Lawsuit names ICE, DHS and State Department in July 7 filing

The lawsuit was filed on July 7 in U.S. District Court in Washington, D.C., by the Iranian American Legal Defense Fund and Public Citizen Litigation Group, according to court filings and reporting by the Associated Press and Reuters. It names the Department of Homeland Security, Immigration and Customs Enforcement, the State Department and senior administration officials. The complaint says the government adopted the information-sharing policy in March 2025 as part of an effort to deport Iranian nationals.

According to the complaint, U.S. officials allegedly gave Iran identifying and case-related details tied to detained immigrants, including people seeking asylum after converting to Christianity, because of their sexual orientation, or because of links to the 2022 Women, Life, Freedom protests. Bloomberg Law reported the filing says an Iranian official first requested a list of citizens subject to deportation and the administration provided about 150 names. The complaint also describes monthly meetings with Iranian officials, with Pakistan’s embassy serving as an intermediary, according to the AP.

The Trump administration disputed the allegations. A Department of Homeland Security spokesperson told ABC News that accusations ICE shared asylum application records with the Iranian government were false. Reuters also reported the administration denied it illegally disclosed confidential information.

The case is national in scope, and the lawsuit does not publicly identify a state-by-state breakdown of affected asylum seekers. Court filings and wire-service reports reviewed this week do not provide a confirmed count for how many people in California, Texas, New York, Virginia or other states may have had information shared. The plaintiffs say the practice endangered “countless” Iranians, but no comprehensive public list of affected residents has been released.

What is confirmed is that the complaint centers on Iranian nationals in U.S. immigration custody and on information allegedly used to facilitate deportations. The filing says some deportation flights to Iran took place in late 2025 and January 2026, according to AP reporting on the lawsuit. The complaint further states that document sharing continued after direct U.S. military action against Iran began on February 28, 2026, even if the in-person meetings later stopped.

For local communities, that leaves major unanswered questions. It is not yet publicly known how many asylum seekers in any one metro area were affected, whether notices have been sent to individuals whose records were allegedly disclosed, or whether family members in Iran were contacted by authorities there. The plaintiffs are asking the court to order notice to affected asylum seekers and to halt any further disclosures.

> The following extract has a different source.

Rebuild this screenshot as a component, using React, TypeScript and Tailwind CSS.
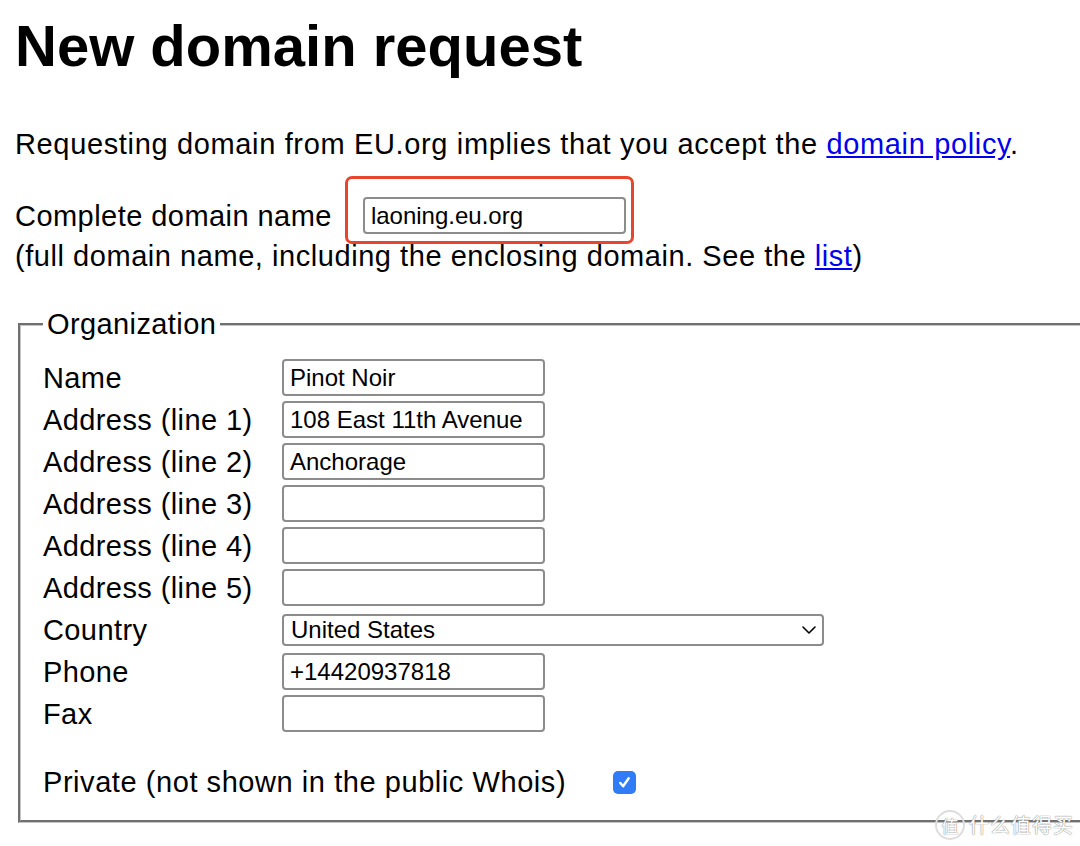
import { ChevronDown } from 'lucide-react';

const rows: { label: string; value: string }[] = [
    { label: 'Name', value: 'Pinot Noir' },
    { label: 'Address (line 1)', value: '108 East 11th Avenue' },
    { label: 'Address (line 2)', value: 'Anchorage' },
    { label: 'Address (line 3)', value: '' },
    { label: 'Address (line 4)', value: '' },
    { label: 'Address (line 5)', value: '' },
];

function TextBox({ value }: { value: string }) {
    return (
        <div className="w-[263px] h-[37px] border-[2px] border-[#8c8c8c] rounded-[4px] px-[6px] flex items-center text-[24px] leading-[28px] tracking-normal bg-white">
            {value}
        </div>
    );
}

export default function App() {
    return (
        <div className="relative w-[1080px] h-[846px] overflow-hidden bg-white text-black pl-[15px] text-[29px] leading-[32px] font-['Liberation_Sans',Arial,sans-serif]">
            <h1 className="mt-[13px] text-[58px] leading-[65px] font-bold">New domain request</h1>

            <p className="mt-[50px] tracking-[0.65px]">
                Requesting domain from EU.org implies that you accept the{' '}
                <a href="#" className="text-[#0000ee] underline">domain policy</a>.
            </p>

            {/* domain name */}
            <div className="mt-[37px] flex items-center h-[37px]">
                <span className="tracking-[0.45px]">Complete domain name</span>
                <div className="relative ml-[31px]">
                    <TextBox value="laoning.eu.org" />
                    <div className="absolute left-[-18px] right-[-8px] top-[-21px] bottom-[-10px] border-[3px] border-[#e8452e] rounded-[7px]" />
                </div>
            </div>
            <p className="mt-[6px] tracking-[0.55px]">
                (full domain name, including the enclosing domain. See the{' '}
                <a href="#" className="text-[#0000ee] underline">list</a>)
            </p>

            {/* Organization */}
            <fieldset className="mt-[36px] ml-[3px] w-[1100px] border-[3px] [border-style:groove] border-[#c4c4c4] pl-[22px] pb-[22px] tracking-[0.4px]">
                <legend className="px-[4px]">Organization</legend>
                <div className="pt-[19px] grid grid-cols-[239px_auto] auto-rows-[37px] gap-y-[5px] items-center">
                    {rows.map((r) => (
                        <div key={r.label} className="contents">
                            <span>{r.label}</span>
                            <TextBox value={r.value} />
                        </div>
                    ))}
                    <span>Country</span>
                    <div className="relative w-[542px] h-[32px] border-[2px] border-[#8c8c8c] rounded-[4px] pl-[7px] flex items-center text-[24px] leading-[28px] tracking-normal">
                        United States
                        <ChevronDown className="absolute right-[1px] top-[2px] w-[24px] h-[24px]" strokeWidth={1.6} />
                    </div>
                    <span>Phone</span>
                    <TextBox value="+14420937818" />
                    <span>Fax</span>
                    <TextBox value="" />
                </div>

                <div className="mt-[34px] flex items-center gap-[47px]">
                    <span className="tracking-[0.56px]">Private (not shown in the public Whois)</span>
                    <div className="w-[23px] h-[23px] rounded-[5px] bg-[#2f7cf6] flex items-center justify-center">
                        <svg viewBox="0 0 16 16" className="w-[15px] h-[15px]" fill="none" stroke="white" strokeWidth="2.6" strokeLinecap="round" strokeLinejoin="round">
                            <path d="M3.5 8.5 L6.5 12 L12.5 3.5" />
                        </svg>
                    </div>
                </div>
            </fieldset>

            {/* watermark */}
            <div className="absolute right-[6px] bottom-[6px] flex items-center gap-[4px] text-white font-['Noto_Sans_CJK_SC',sans-serif] [text-shadow:0_0_1px_#888,0_0_1px_#888]">
                <span className="w-[30px] h-[30px] rounded-full border-[2px] border-[#ddd] flex items-center justify-center text-[17px] leading-none">值</span>
                <span className="text-[20px] leading-none tracking-[1px]">什么值得买</span>
            </div>
        </div>
    );
}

The legal issue turns on long-standing confidentiality protections in U.S. asylum law. Those rules generally limit the government from revealing information that could expose a person’s asylum claim to the very country they say persecuted them. The lawsuit says violating those protections could expose people to persecution, torture or death if returned to Iran, particularly political dissidents, religious converts and LGBTQ applicants, according to the complaint summarized by Reuters, ABC News and the AP.

The broader context is the Trump administration’s intensified deportation agenda. AP reported the lawsuit arrives amid an aggressive immigration crackdown, while critics have argued that faster removals can increase the risk of due process violations in asylum cases. In this case, the plaintiffs argue the government’s push to secure deportations to Iran overrode basic legal safeguards built into the asylum system.

For residents following the case, the next steps are likely to come in federal court. The plaintiffs are seeking court orders to stop any further information sharing and to notify people whose data may already have been disclosed. As of July 10, 2026, the public record establishes the lawsuit and the administration’s denial, but not a final judicial finding on whether the disclosures occurred.